Lady Gaga, Bradley Cooper – Shallow
Ta piosenka jest miłością.
Peaky Blinders – Wonderful Life
Brodka & A_GIM – Wszystko, czego dziś chcę
Tutaj miała być piosenka Dawida Podsiadło, ale musicie sobie kupić płytę, albo posłuchać jej poprzez media streamingowe.
5 Seconds Of Summer – Youngblood
Ten moment, w którym publicznie przyznajesz się do słuchania radiowych hitów.
M.I.A. – Paper Planes
Dynoro & Gigi D’Agostino – In My Mind
To radio w kuchni zamienia mnie w potwora.
Kult – Maria ma syna
Konoba – On Our Kness (feat. R.O)
Ten utwór jest jak atłasowa pościel. Albo jak dożylnie podawane narkotyki.
Sonbird – Ląd
Lady Gaga – Million Reasons
Moja królewna po ogromnej metamorfozie.
Muzyczne podsumowanie rok temu miało piętnaście utworów, ale że jestem ostatnio niczym zbuntowany anioł, to postanowiłam porzucić wszelkie zasady i zaszalałam.

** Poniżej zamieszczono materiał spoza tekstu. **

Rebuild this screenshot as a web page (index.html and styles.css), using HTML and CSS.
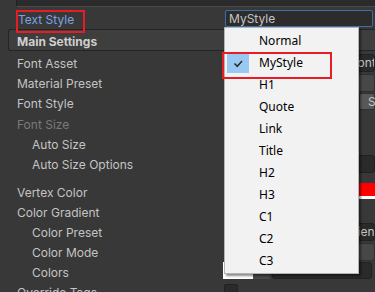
FILE: index.html
```html
<!DOCTYPE html>
<html>
<head>
<meta charset="utf-8">
<link rel="stylesheet" href="styles.css">
</head>
<body>
<div class="panel">
  <div class="topbox"></div>
  <div class="ts-row">
    <span class="label ts">Text Style</span>
    <div class="selfield">MyStyle</div>
  </div>
  <div class="header">Main Settings</div>
  <div class="rows">
    <div class="row"><span class="label">Font Asset</span><div class="obj fa">Font Asset</div></div>
    <div class="row"><span class="label">Material Preset</span><div class="pop"></div></div>
    <div class="row fs"><span class="label">Font Style</span>
      <div class="btns"><span class="btn">B</span><span class="btn">I</span><span class="btn">U</span><span class="btn last">S</span></div>
    </div>
    <div class="row"><span class="label dis">Font Size</span><div class="obj small">36</div></div>
    <div class="row ind"><span class="label">Auto Size</span><div class="toggle"></div></div>
    <div class="row ind"><span class="label">Auto Size Options</span><div class="obj"></div></div>
    <div class="spacer"></div>
    <div class="row"><span class="label">Vertex Color</span><div class="colorf"></div></div>
    <div class="row"><span class="label">Color Gradient</span><div class="toggle"></div></div>
    <div class="row ind"><span class="label">Color Preset</span><div class="obj cp">Gradient</div></div>
    <div class="row ind"><span class="label">Color Mode</span><div class="pop"></div></div>
    <div class="row ind"><span class="label">Colors</span>
      <div class="colors"><span class="sw-white"></span><span class="sw-gray"></span><span class="grad"></span></div>
    </div>
    <div class="row"><span class="label">Override Tags</span><div class="toggle"></div></div>
  </div>
</div>

<div class="mark mark-ts"></div>

<div class="menu">
  <div class="item">Normal</div>
  <div class="item sel"><span class="chk"><svg width="22" height="19" viewBox="0 0 22 19"><path d="M7.5 9.5 L10.3 12.3 L15 7" fill="none" stroke="#2b2b2b" stroke-width="1.5"/></svg></span>MyStyle</div>
  <div class="item">H1</div>
  <div class="item">Quote</div>
  <div class="item">Link</div>
  <div class="item">Title</div>
  <div class="item">H2</div>
  <div class="item">H3</div>
  <div class="item">C1</div>
  <div class="item">C2</div>
  <div class="item">C3</div>
</div>

<div class="mark mark-menu"></div>
</body>
</html>
```

FILE: styles.css
```css
* { box-sizing: border-box; }
html, body { margin: 0; padding: 0; overflow: hidden; }
body {
  width: 375px;
  height: 292px;
  background: #383838;
  font-family: Inter, "Noto Sans", sans-serif;
  font-size: 12px;
  color: #c4c4c4;
  position: relative;
}

.topbox {
  margin-left: 16px;
  height: 7px;
  background: #2b2b2b;
  border-left: 1px solid #1f1f1f;
  border-bottom: 1px solid #4a4a4a;
  border-radius: 0 0 0 3px;
}

.ts-row {
  display: grid;
  grid-template-columns: 225px 1fr;
  height: 22px;
}
.ts-row .label {
  padding-left: 18px;
  padding-top: 3px;
  line-height: 20px;
}
.label.ts { color: #7aa3e2; }
.selfield {
  margin-top: 3px;
  margin-right: 2px;
  height: 17px;
  background: #2c2c2c;
  border: 1px solid #3f6ea6;
  border-radius: 2px;
  padding-left: 3px;
  line-height: 15px;
  color: #c4c4c4;
  white-space: nowrap;
}

.header {
  margin-left: 8px;
  height: 22px;
  background: #3e3e3e;
  border-top: 1px solid #242424;
  border-bottom: 1px solid #242424;
  border-left: 1px solid #242424;
  border-radius: 3px 0 0 3px;
  padding-left: 8px;
  padding-top: 3px;
  line-height: 18px;
  font-weight: 700;
  color: #cfcfcf;
}

.rows { margin-top: 2px; }
.row {
  display: grid;
  grid-template-columns: 207px 1fr;
  padding-left: 17px;
  height: 20px;
}
.row .label { line-height: 22px; white-space: nowrap; }
.row.ind .label { padding-left: 15px; }
.row.fs { height: 21px; }
.label.dis { color: #7a7a7a; }
.spacer { height: 8px; }

.obj {
  margin-top: 1px;
  height: 18px;
  min-width: 0;
  background: #2a2a2a;
  border: 1px solid #212121;
  border-radius: 3px;
  line-height: 16px;
  white-space: nowrap;
  overflow: hidden;
  color: #c4c4c4;
}
.obj.fa { padding-left: 126px; }
.obj.cp { padding-left: 105px; }
.obj.small { width: 100px; padding-left: 3px; }

.pop {
  margin-top: 1px;
  height: 18px;
  background: #474747;
  border: 1px solid #303030;
  border-radius: 3px;
}

.btns {
  display: flex;
  gap: 1px;
  height: 17px;
  min-width: 0;
  overflow: hidden;
}
.btn {
  width: 44px;
  flex: none;
  height: 17px;
  background: #585858;
  border: 1px solid #303030;
  border-radius: 2px;
  padding-left: 8px;
  line-height: 15px;
  color: #c4c4c4;
}
.btn.last { flex: 1 1 auto; width: auto; min-width: 0; }

.toggle {
  margin-top: 2px;
  width: 14px;
  height: 14px;
  background: #2a2a2a;
  border: 1px solid #212121;
  border-radius: 2px;
}

.colorf {
  margin-top: 1px;
  height: 16px;
  background: linear-gradient(to bottom, #ff0000 0, #ff0000 13px, #ffffff 13px, #ffffff 16px);
}

.colors {
  display: flex;
  margin-left: -1px;
  height: 17px;
}
.sw-white { width: 30px; background: #ffffff; }
.sw-gray { width: 17px; background: #4a4a4a; margin-top: 12px; }
.grad {
  flex: 1;
  margin-left: 2px;
  margin-right: 3px;
  background: #2a2a2a;
  border: 1px solid #212121;
  border-radius: 3px;
}

.menu {
  position: absolute;
  left: 224px;
  top: 27px;
  width: 135px;
  height: 247px;
  background: #f2f2f2;
  border: 1px solid #b4b4b4;
  padding-top: 2px;
  box-shadow: 2px 2px 2px rgba(0, 0, 0, 0.45);
  font-family: "Noto Sans", sans-serif;
  font-size: 12px;
  color: #000;
}
.item {
  position: relative;
  height: 22px;
  line-height: 22px;
  padding-left: 34px;
}
.chk {
  position: absolute;
  left: 2px;
  top: 2px;
  width: 22px;
  height: 19px;
  background: #99c9f3;
}
.chk svg { display: block; }

.mark {
  position: absolute;
  border: 2px solid #e81c24;
}
.mark-ts { left: 16px; top: 10px; width: 69px; height: 23px; }
.mark-menu { left: 222px; top: 52px; width: 110px; height: 27px; }
```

Zbigniew Wodecki – Lubię wracać tam gdzie byłem
John Lennon – Woman is The Nigger of The World
Zeal & Ardor- Don’t You Dare
Paul McCartney – Hope of Deliverance
Duke Dumont – Ocean Drive
Jak tak patrzę na to moje muzyczne podsumowanie, to chyba naprawdę już nie pasuję na Woodstock.